Hover on the highlighted field and click the plus button to merge the fields.
To manually merge fields in the Mismatched Fields list, do the following:
Select one or more fields in the list.
Right-click or Ctrl-click (MacOS) on a selected field and if the merge is valid, the Merge Fields menu option appears.
If you see No options available when you right-click on the field, this is because the fields are not eligible to merge. For example trying to merge two fields from the same input.
Click Merge Fields to merge the selected fields.
To rename the field in the union profile pane, right-click on the field name and click Rename Field.

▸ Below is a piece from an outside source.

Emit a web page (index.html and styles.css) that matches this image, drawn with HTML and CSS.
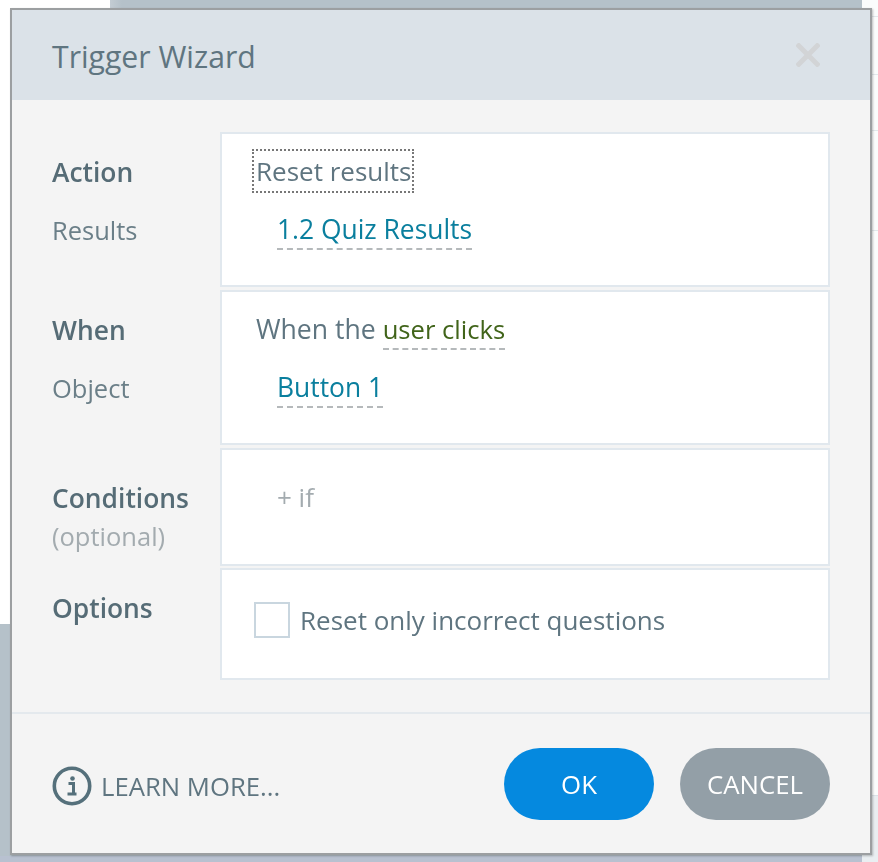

Corresponding fields have the same name but are a different type: By default, when the name of corresponding fields match but the data type of the fields don’t, Tableau Prep changes the data type of one of the fields so that they are compatible with each other. If Tableau Prep makes this change, it’s noted at the top of the merged field by the Change Data Type icon.
In some cases, Tableau Prep might not pick the correct data type. If that happens and you want to undo the merge, right-click or Ctrl-click (MacOS) the Change Data Type icon and select Separate Inputs with Different Types.
You can then merge the fields again by first changing the data type of one of the fields and then using the suggestions in Additional merge field options.
Corresponding tables have different number of fields: To union tables, each table in the union must contain the same number of fields. If a union results in extra fields, merge the field into an existing field.
In addition to the methods described in the above section for merging fields you can also use one of the following methods to merge fields. You can merge fields in any step, except for the Output step.
For information about how to merge fields in the same file, see Merge fields.
To merge fields, do one of the following:
Drag and drop one field onto another. A Drop to merge fields indicator displays.
Select multiple fields and right-click within the selection to open the context menu, and then click Merge Fields.
Select multiple fields, and then click Merge Fields on the context-sensitive toolbar.